About

Hello, I am a writer. If you are looking for an short/ PR-friendly bio, you can find one here.

I wrote most of my first novel, The Idiot, in 2000-01, when I was taking a year off from grad school. It wasn’t called The Idiot yet—the title comes from perspective I gained in later years. It was about a crush I had in my first year of college. I ran out of money before I finished it, so I went back to school where I had health insurance, and got a PhD in comparative (mostly Russian) literature.

In 2010, I published my first book, The Possessed: a collection of interconnected essays about the pursuit of Russian and other literature, with a cover by Roz Chast (I think about this pigeon 2-3x a week). Pictured in the middle row, second from the right, is my Uzbek teacher, Dilorom.

In 2010, I moved to Istanbul, where I taught at Koç University for 3 years and did reporting about Turkey. At some point, I started writing a book about my changing ideas about Turkey, but didn’t finish it. In fact, for several years I didn’t finish any books at all—partly because I was concentrating more on journalism, and partly because so much of my time and energy was going into “romantic” relationships: a phenomenon that has been well described by Shulamith Firestone (though I didn’t know this at the time.)

In 2014, I started psychotherapy, which I recommend to everyone—it’s not just if you have a “chemical imbalance” or survived extreme adversity. Literally anyone who was once a child can benefit! Shortly afterwards, I ended up rereading the novel I abandoned in grad school—the one about the college crush. As I read, I noticed many resonances with problems I had now, in my 30s. I had thought of them as 30s problems, but apparently the groundwork was already there when I was 18. I realized this was the book I had to finish now!

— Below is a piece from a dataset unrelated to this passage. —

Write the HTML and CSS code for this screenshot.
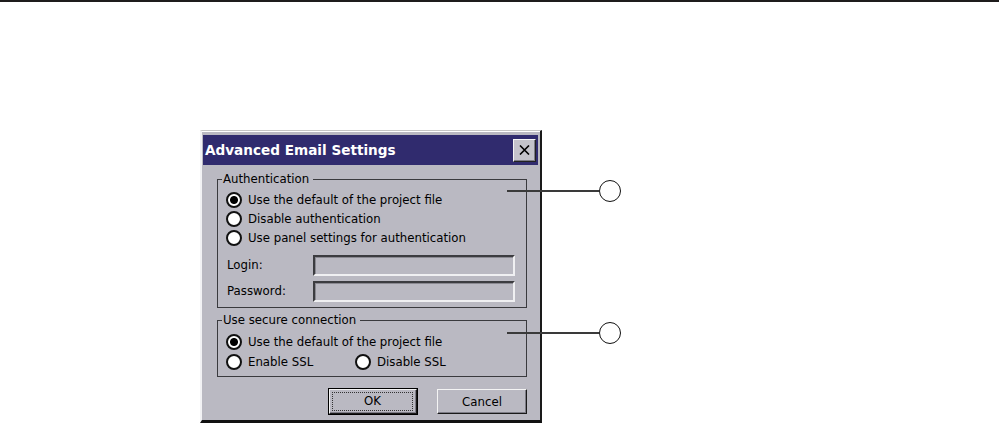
FILE: index.html
```html
<!DOCTYPE html>
<html lang="en">
<head>
    <meta charset="UTF-8">
    <meta name="viewport" content="width=device-width, initial-scale=1.0">
    <title>Advanced Email Settings</title>
    <link rel="stylesheet" href="styles.css">
</head>
<body>
    <div class="rule"></div>

    <div class="stage">
        <div class="dialog">
            <div class="titlebar">
                <span class="title">Advanced Email Settings</span>
                <button class="close" aria-label="Close">
                    <svg width="11" height="10" viewBox="0 0 11 10">
                        <path d="M1 0.5 L10 9.5 M10 0.5 L1 9.5" stroke="#000" stroke-width="1.6" fill="none"/>
                    </svg>
                </button>
            </div>

            <div class="content">
                <fieldset class="group auth">
                    <legend>Authentication</legend>
                    <label class="option"><span class="radio checked"></span>Use the default of the project file</label>
                    <label class="option"><span class="radio"></span>Disable authentication</label>
                    <label class="option"><span class="radio"></span>Use panel settings for authentication</label>

                    <div class="fields">
                        <div class="field">
                            <span class="field-label">Login:</span>
                            <span class="field-box"></span>
                        </div>
                        <div class="field">
                            <span class="field-label">Password:</span>
                            <span class="field-box"></span>
                        </div>
                    </div>
                </fieldset>

                <fieldset class="group secure">
                    <legend>Use secure connection</legend>
                    <label class="option"><span class="radio checked"></span>Use the default of the project file</label>
                    <div class="option-row">
                        <label class="option first"><span class="radio"></span>Enable SSL</label>
                        <label class="option"><span class="radio"></span>Disable SSL</label>
                    </div>
                </fieldset>

                <div class="buttons">
                    <button class="btn default"><span class="focus">OK</span></button>
                    <button class="btn">Cancel</button>
                </div>
            </div>
        </div>

        <!-- callout markers -->
        <div class="callout c1"><span class="line"></span><span class="circle"></span></div>
        <div class="callout c2"><span class="line"></span><span class="circle"></span></div>
    </div>
</body>
</html>
```

FILE: styles.css
```css
body {
    margin: 0;
    padding: 0;
    background-color: #fff;
    font-family: "DejaVu Sans", Verdana, sans-serif;
    font-size: 11.75px;
    color: #000;
    overflow: hidden;
}
.rule {
    height: 2px;
    background-color: #1e1c1c;
}
.stage {
    position: relative;
    padding-left: 200px;
    padding-top: 128px;
}
.dialog {
    box-sizing: border-box;
    width: 342px;
    height: 293px;
    background-color: #bab9c2;
    border-top: 1px solid #c6c6c6;
    border-left: 2px solid #f2f2f4;
    border-right: 2px solid #1a1a1a;
    border-bottom: 3px solid #111;
    box-shadow: inset 0 1px 0 #fff;
    padding: 4px 2px 0 1px;
}
.titlebar {
    height: 30px;
    background-color: #302b6e;
    display: flex;
    align-items: center;
    justify-content: space-between;
    padding-left: 2px;
    padding-right: 2px;
}
.title {
    color: #fff;
    font-weight: bold;
    font-size: 13.6px;
}
.close {
    width: 23px;
    height: 23px;
    padding: 0;
    background-color: #c4c3cb;
    border: 1px solid;
    border-color: #f4f4f4 #222 #222 #f4f4f4;
    box-shadow: inset -1px -1px 0 #7d7c86;
    display: flex;
    align-items: center;
    justify-content: center;
}
.content {
    padding: 7px 11px 0 14px;
}
.group {
    margin: 0;
    border: 1px solid #3a3a3e;
    padding: 4px 10px 5px 8px;
}
.group legend {
    margin-left: -4px;
    padding: 0 4px 0 1px;
    line-height: 14px;
}
.secure {
    margin-top: 5px;
    padding-top: 5px;
    padding-bottom: 4px;
}
.option {
    display: flex;
    align-items: center;
    height: 19px;
    gap: 6px;
}
.secure .option {
    height: 20px;
}
.option-row {
    display: flex;
}
.option-row .first {
    width: 129px;
}
.radio {
    box-sizing: border-box;
    width: 16px;
    height: 16px;
    border-radius: 50%;
    border: 2px solid #111;
    background-color: #fff;
    flex: none;
}
.radio.checked {
    background: radial-gradient(circle, #000 3.5px, #fff 4.5px);
}
.fields {
    margin-top: 8px;
    display: flex;
    flex-direction: column;
    gap: 5px;
}
.field {
    display: flex;
    align-items: center;
}
.field-label {
    width: 87px;
    padding-left: 1px;
    padding-bottom: 2px;
    box-sizing: border-box;
}
.field-box {
    box-sizing: border-box;
    width: 202px;
    height: 21px;
    border: 2px solid;
    border-color: #3c3c40 #f0f0f2 #f0f0f2 #3c3c40;
    box-shadow: inset 1px 1px 0 #8a8991;
}
.buttons {
    display: flex;
    justify-content: flex-end;
    align-items: center;
    gap: 20px;
    margin-top: 11px;
    height: 27px;
}
.btn {
    box-sizing: border-box;
    width: 90px;
    height: 25px;
    padding: 0;
    font-family: "DejaVu Sans", Verdana, sans-serif;
    font-size: 11.75px;
    color: #000;
    background-color: #bab9c2;
    border: 1px solid;
    border-color: #f4f4f4 #1a1a1a #1a1a1a #f4f4f4;
    box-shadow: inset -1px -1px 0 #7d7c86;
}
.btn.default {
    width: 88px;
    outline: 1px solid #000;
}
.focus {
    display: block;
    margin: 2px 3px 2px 2px;
    height: 17px;
    line-height: 17px;
    border: 1px dotted #333;
}
.callout {
    position: absolute;
    left: 507px;
    display: flex;
    align-items: center;
    height: 22px;
}
.callout.c1 {
    top: 178px;
}
.callout.c2 {
    top: 320px;
}
.callout .line {
    width: 92px;
    height: 2px;
    background-color: #3a3a3a;
}
.callout .circle {
    box-sizing: border-box;
    width: 22px;
    height: 22px;
    border-radius: 50%;
    border: 1.5px solid #111;
    background-color: #fff;
}
```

The Idiot came out in early 2017, a few months before my 40th birthday. I then had the experience of promoting a “debut” novel about my first year of college, at age 40, in an America in which Donald Trump, a familiar figure from my childhood, was now somehow all of our ruler. Throughout this time, I was so uplifted by getting to meet and talk to so many smart readers.

One question I occasionally got during this period was why I had written such a “non-political” book. By “non-political,” people meant that the narrator, Selin, rarely reads the newspaper or thinks about world affairs. I increasingly found myself wondering why a story about a teen girl’s crush didn’t count for many readers—or even for me—as “political.” What could be more political than the question of how certain people (e.g. young women) are steered away from politics?

The more I thought about it, the more I realized I had to write a sequel. That’s Either/Or! I wrote it between 2017 and 2021. In it, I tried to reconstruct how I managed to emerge from the 90s with an idea of myself as a “literature person” rather than a “politics person” (a distinction I now find misleading and unhelpful). As I was writing, I was reading Second Wave feminists for the first time, so part of the project was to figure out how I had missed people like Shulamith Firestone and Adrienne Rich back when I was a student, and how the kind of depoliticization that they talk about had actually happened to me!

If that sounds boring or off-putting, then Either/Or is definitely the book for you, because that’s just how Selin feels! The book is mostly about what she finds interesting instead (love, travel, etc.), and where it leads her… viz. to some pretty dark places, which she takes to be unavoidable and part of the rich tapestry of life—but are they? That’s a question I invite you to answer from the 2020s!